Una bellissima storia d’amore. Tra un soldato dell’Ottava Armata in Carinzia a fine guerra, ebreo di Palestina costretto a emigrare da Vienna nel 1938, “basso e bruttino, con gli occhiali”, e la diciannovenne Ingeborg Bachmann, bella e sensibile. Ogni persecuzione isola, nel groviglio di violenze e complessi, e conduce alla perdita di sé, dell’autostima, più spesso che alla rivolta. Nel caso di Jack Hamesh, in paese per tutti “l’ebreo” ancora a guerra finita e perduta, l’incontro elimina questo virus. In lui, di grande cultura e passione per la cultura, benché alla smobilitazione finisca a Tel Aviv scaricatore di porto. In lei, che l’incontro libera, dalla famiglia, dal paese, dal razzismo, dalla Hitlerjugend. Un rapporto intimo non furtivo (“fra di noi non facciamo mai discorsi che non potrebbero essere ascoltati”, Inge si difende dai rimproveri della madre), di passeggiate nei boschi, di lunghe conversazioni in camera di lei, di letture comuni, Thomas Mann, Hofmannstahl, Schnitzler, Stefan Zweig, il “Capitale” e un Adler. “È l’estate più bella della mia vita e, dovessi campare cent’anni, queste resteranno per me la primavera e l’estate più belle”, Ingeborg volle tenere in quei giorni un diario, piena di entusiasmo e gioia di vivere, malgrado i problemi di sopravvivenza – il fratello minore Heinz “ha l’aspetto di uno scheletrino, non capisco, noi facciamo per lui tutto il possibile”.
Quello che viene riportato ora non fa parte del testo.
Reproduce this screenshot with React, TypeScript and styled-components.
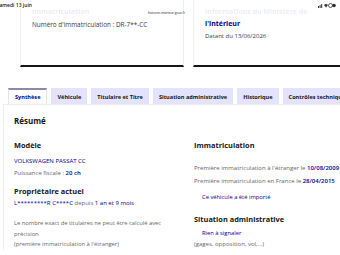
import styled, { createGlobalStyle } from "styled-components";

const GlobalStyle = createGlobalStyle`
  html, body {
    margin: 0;
    padding: 0;
    background: #ffffff;
  }
  body {
    font-family: "Open Sans", "Liberation Sans", sans-serif;
    color: #3a3a3a;
  }
`;

const tabs = [
  "Synthèse",
  "Véhicule",
  "Titulaire et Titre",
  "Situation administrative",
  "Historique",
  "Contrôles techniques",
];

export default function App() {
  return (
    <Screen>
      <GlobalStyle />
      <StatusBar>
        <span className="date">samedi 13 juin</span>
        <span className="url">histovec.interieur.gouv.fr</span>
        <span className="icons">
          <svg width="18" height="5" viewBox="0 0 18 5">
            <rect x="0" y="3" width="1" height="2" fill="#333" />
            <rect x="1.6" y="2" width="1" height="3" fill="#333" />
            <rect x="3.2" y="1" width="1" height="4" fill="#333" />
            <path d="M6 2 Q8 0 10 2 L8 4.5 Z" fill="#333" />
            <circle cx="12.5" cy="2.5" r="2" fill="none" stroke="#333" strokeWidth="0.8" />
            <circle cx="16" cy="2.5" r="1.8" fill="#333" />
          </svg>
        </span>
      </StatusBar>

      <CardsRow>
        <Card $width={164} $left={20}>
          <FadedTitle>Immatriculation</FadedTitle>
          <CardText>Numéro d'immatriculation : DR-7**-CC</CardText>
        </Card>
        <Card $width={170} $left={9}>
          <FadedTitle>Informations du Ministère de</FadedTitle>
          <CardTitle>l'intérieur</CardTitle>
          <CardMeta>Datant du 13/06/2026</CardMeta>
        </Card>
      </CardsRow>

      <TabList>
        {tabs.map((t, i) => (
          <Tab key={t} $active={i === 0}>
            {t}
          </Tab>
        ))}
      </TabList>

      <Panel>
        <PanelTitle>Résumé</PanelTitle>
        <Columns>
          <Column>
            <SectionTitle>Modèle</SectionTitle>
            <Line $mt={6}>
              <Blue>VOLKSWAGEN PASSAT CC</Blue>
            </Line>
            <Line $mt={3}>
              Puissance fiscale : <Blue $bold>20 ch</Blue>
            </Line>
            <SectionTitle $mt={8}>Propriétaire actuel</SectionTitle>
            <Line $mt={2}>
              <Blue>L*********R C****C</Blue> depuis <Blue>1 an et 9 mois</Blue>
            </Line>
            <Paragraph>
              Le nombre exact de titulaires ne peut être calculé avec précision
              <br />
              (première immatriculation à l'étranger)
            </Paragraph>
          </Column>
          <Column>
            <SectionTitle>Immatriculation</SectionTitle>
            <Line $mt={13}>
              Première immatriculation à l'étranger le <Blue $bold>10/08/2009</Blue>
            </Line>
            <Line $mt={4}>
              Première immatriculation en France le <Blue $bold>28/04/2015</Blue>
            </Line>
            <Notice $mt={7}>Ce véhicule a été importé</Notice>
            <SectionTitle $mt={12}>Situation administrative</SectionTitle>
            <Notice $mt={4}>Rien à signaler</Notice>
            <Line $mt={2}>(gages, opposition, vol,...)</Line>
          </Column>
        </Columns>
      </Panel>
    </Screen>
  );
}

const Screen = styled.div`
  position: relative;
  width: 340px;
  height: 255px;
  overflow: hidden;
  background: #ffffff;
`;

const StatusBar = styled.div`
  position: absolute;
  top: 0;
  left: 0;
  right: 0;
  height: 16px;
  font-family: "Open Sans", sans-serif;
  color: #161616;
  z-index: 2;

  .date {
    position: absolute;
    left: -3px;
    top: 2px;
    font-size: 5px;
    font-weight: 600;
  }
  .url {
    position: absolute;
    left: 147px;
    top: 11px;
    font-size: 3.2px;
    background: #fff;
    padding: 0 1px;
  }
  .icons {
    position: absolute;
    right: 4px;
    top: 3px;
    display: flex;
  }
`;

const CardsRow = styled.div`
  display: flex;
  height: 67px;
`;

const Card = styled.div<{ $width: number; $left: number }>`
  flex: none;
  width: ${(p) => p.$width}px;
  margin-left: ${(p) => p.$left}px;
  box-sizing: border-box;
  border-left: 1px solid #f0f0f0;
  border-right: 1px solid #f0f0f0;
  border-bottom: 2px solid #161616;
  padding: 7px 0 0 11px;
  display: flex;
  flex-direction: column;
`;

const FadedTitle = styled.div`
  font-size: 7px;
  font-weight: 700;
  color: #ececfa;
  line-height: 9px;
  filter: blur(0.6px);
`;

const CardText = styled.div`
  margin-top: 4px;
  font-size: 6.4px;
  color: #3a3a3a;
  line-height: 9px;
`;

const CardTitle = styled.div`
  margin-top: 3px;
  font-size: 7px;
  font-weight: 700;
  color: #000091;
  line-height: 9px;
`;

const CardMeta = styled.div`
  margin-top: 4px;
  font-size: 6px;
  color: #3a3a3a;
  line-height: 9px;
`;

const TabList = styled.div`
  display: flex;
  gap: 4px;
  padding-left: 8px;
  margin-top: 21px;
  white-space: nowrap;
`;

const Tab = styled.div<{ $active: boolean }>`
  flex: none;
  height: 16px;
  box-sizing: border-box;
  padding: 0 6px;
  display: flex;
  align-items: center;
  font-size: 5.6px;
  font-weight: 700;
  color: ${(p) => (p.$active ? "#000091" : "#161616")};
  background: ${(p) => (p.$active ? "#ffffff" : "#e3e3fd")};
  border-top: 2px solid ${(p) => (p.$active ? "#8a8aa8" : "transparent")};
  border-left: ${(p) => (p.$active ? "1px solid #e5e5e5" : "none")};
  border-right: ${(p) => (p.$active ? "1px solid #e5e5e5" : "none")};
`;

const Panel = styled.div`
  margin-left: 3px;
  border-left: 1px solid #eeeeee;
  border-top: 1px solid #eeeeee;
  padding: 10px 0 0 10px;
`;

const PanelTitle = styled.div`
  font-size: 8px;
  font-weight: 700;
  color: #161616;
  line-height: 12px;
`;

const Columns = styled.div`
  display: grid;
  grid-template-columns: 180px 1fr;
  margin-top: 13px;
`;

const Column = styled.div`
  display: flex;
  flex-direction: column;
  white-space: nowrap;
`;

const SectionTitle = styled.div<{ $mt?: number }>`
  margin-top: ${(p) => p.$mt ?? 0}px;
  font-size: 7.4px;
  font-weight: 700;
  color: #161616;
  line-height: 11px;
`;

const Line = styled.div<{ $mt: number }>`
  margin-top: ${(p) => p.$mt}px;
  font-size: 6px;
  color: #666666;
  line-height: 9px;
`;

const Blue = styled.span<{ $bold?: boolean }>`
  color: #000091;
  font-weight: ${(p) => (p.$bold ? 600 : 400)};
`;

const Notice = styled.div<{ $mt: number }>`
  margin-top: ${(p) => p.$mt}px;
  padding-left: 8px;
  font-size: 5.8px;
  color: #000091;
  line-height: 9px;
`;

const Paragraph = styled.div`
  margin-top: 10px;
  width: 160px;
  white-space: normal;
  font-size: 5.8px;
  color: #666666;
  line-height: 10.5px;
`;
Una storia per più aspetti interessante. Per la biografia d’Ingeborg Bachmann, compresa la futura relazione intima con Celan. Ma soprattutto per l’“amore redentore” che le lettere successive di Hamesh, che prendono la maggior parte della pubblicazione, delineano, all’ingrosso e al minuto. Nel rapporto fra l’ebreo e la madrepatria austriaca negata. E nelle occorrenze quotidiane dell’emigrato-assoldato-smobilitato Hamesh. Tanto più alla luce della personalità che nella postfazione il curatore Hans Höller riesce ad enuclearne. Di un Jakob Chamisch che non ebbe mai la cittadinanza austriaca, benché di famiglia da sempre residente nell’ex impero, costretto a emigrare a diciotto anni, finito in occupazioni umili, malgrado la passione per lo studio e l’ambizione di poter un giorno insegnare: apprendista calzolaio, bracciante, disoccupato dopo la smobilitazione, quindi scaricatore e, dopo un incidente sul lavoro, impiegato al porto di Tel Aviv. Un uomo di singolare capacità d’introspezione e d’osservazione. Della propria situazione. Della giovane Inge – con la quale ha amato “sfidare ridendo questo nostro tempo”. Del miracolo di Israele: “Si cerca l’acqua e si continua a trovarla”. Della politica che pure non gli piace: “Qui c’è petrolio, qui c’è il Canale di Suez, la via per le Indie. Gerusalemme, qui nacque Cristo, qui vissero un tempo gli ebrei, qui vegetano da secoli gli arabi, un vita miserabile che a stento riterresti possibile. Qui furono rivelati i Dieci Comandamenti, qui viene in pellegrinaggio chiunque creda in un Dio, si chiami Cristo, Yahveh o Allah”.
Nel “Diario di guerra” di Inge c’è anche un ufficiale inglese “straordinariamente lungo e secco”, di nome Bob, aristocratico, che è la chiave di un capitolo del “Libro Franza” rimasto enigmatico, “Ritorno a Galicien”. Nel “Libro Franza” è questione di un amore giovanile con un Lord Percival Glyde, un ufficiale alto e segaligno, educato a Oxford, di famiglia aristocratico. Bob nel “Diario” Inge lo fa innamorato dell’amica Liesl. Un’amica che come lei non ne può più delle convenzioni e del piccolo paese. Che ama il lord benché sia amata, “devotamente”, da un altro ufficiale britannico.